Beliau juga mengatakan, “Selalu melakukan qunut pada shalat subuh bukan petunjuk beliau Shallallahu ‘alaihi wasallam. Termasuk hal yang mustahil apabila setiap subuh, setelah i’tidal dari ruku Rasulullah Shallallahu ‘alaihi wasallam membaca, ‘Allahummah-dina… dst.’, dan mengeraskan suaranya lantas para sahabat selalu mengaminkannya sampai beliau meninggal, kemudian hal tersebut kurang diketahui oleh umat, lalu mayoritas umatnya tidak melakukannya, demikian pula mayoritas para sahabatnya, bahkan semuanya.
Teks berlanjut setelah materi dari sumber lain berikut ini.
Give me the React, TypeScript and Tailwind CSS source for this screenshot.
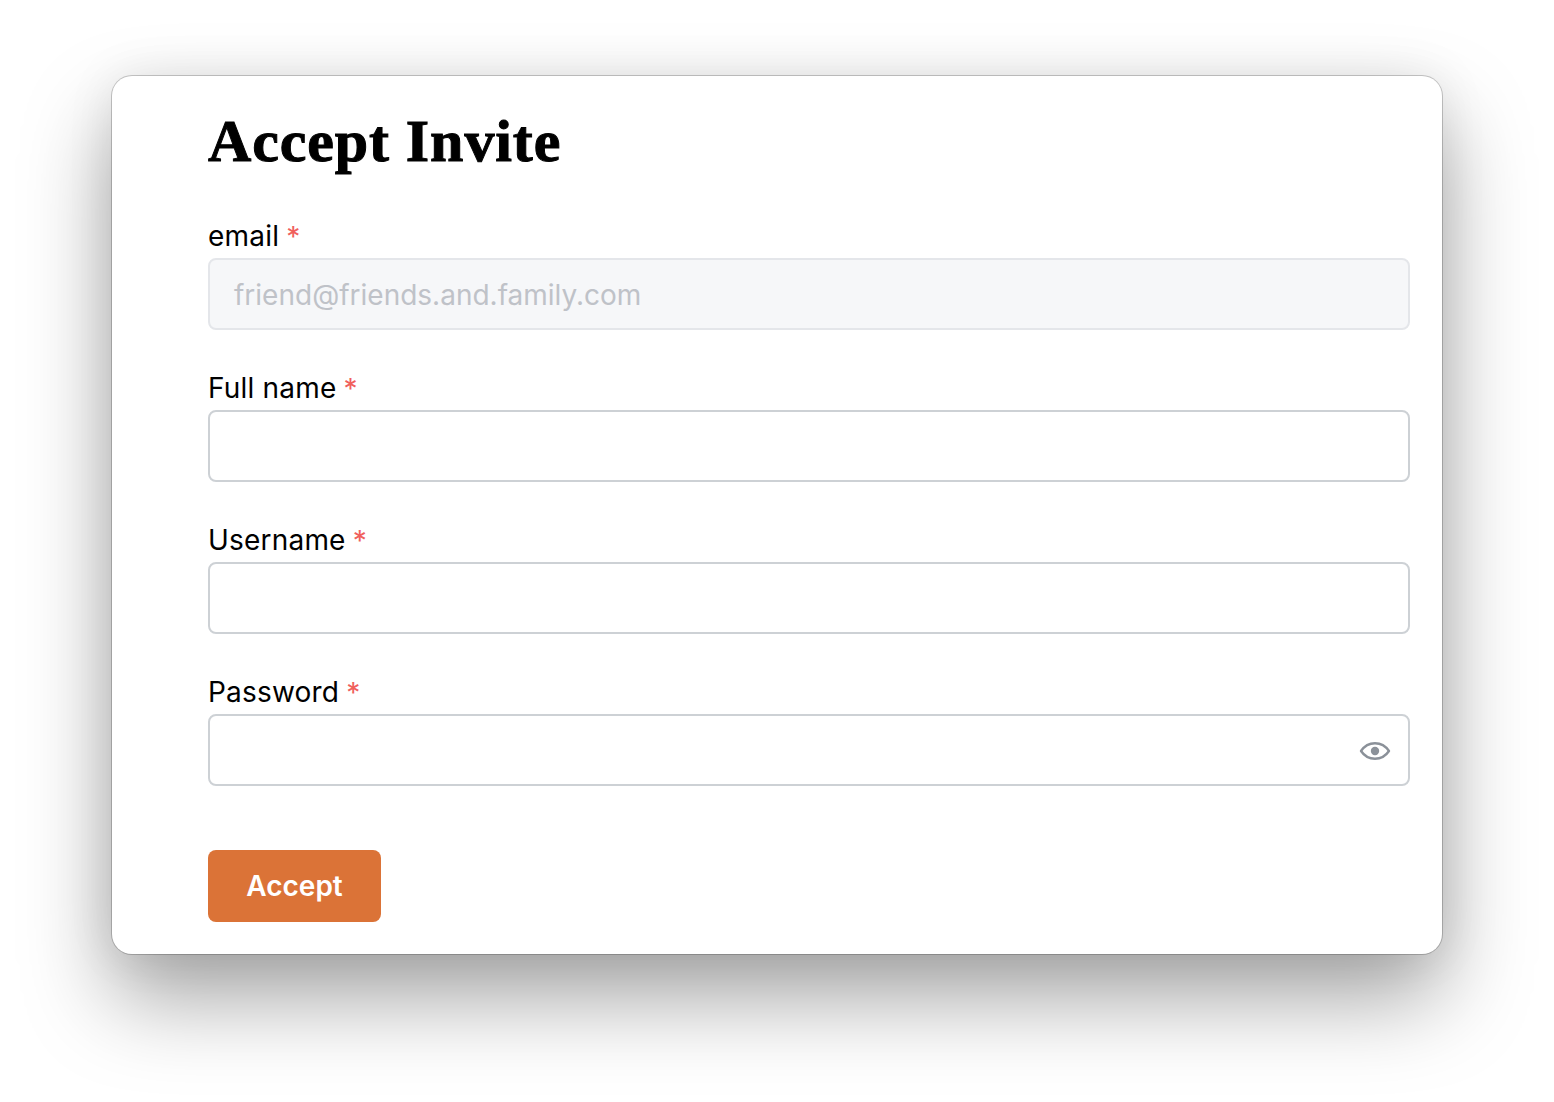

Justru sebagian sahabat menyebutnya sebagai bid’ah, seperti yang dikatakan oleh Sa’ad bin Thariq al-Asyja’i (dari ayahnya).” (Zadul Ma’ad, 1/262— 263, bisa dilihat pembahasannya secara luas pada kitab tersebut)
Telah difatwakan pula oleh al-Lajnah ad-Daimah dan Ibnu Utsaimin bahwa hal itu termasuk bid’ah. Semoga Allah Subhanahu wata’ala memberikan taufik-Nya kepada kita semua dan kaum muslimin untuk semakin menyesuaikan cara ibadah kita dengan cara ibadah Rasulullah Shallallahu ‘alaihi wasallam. Allahu a’lam.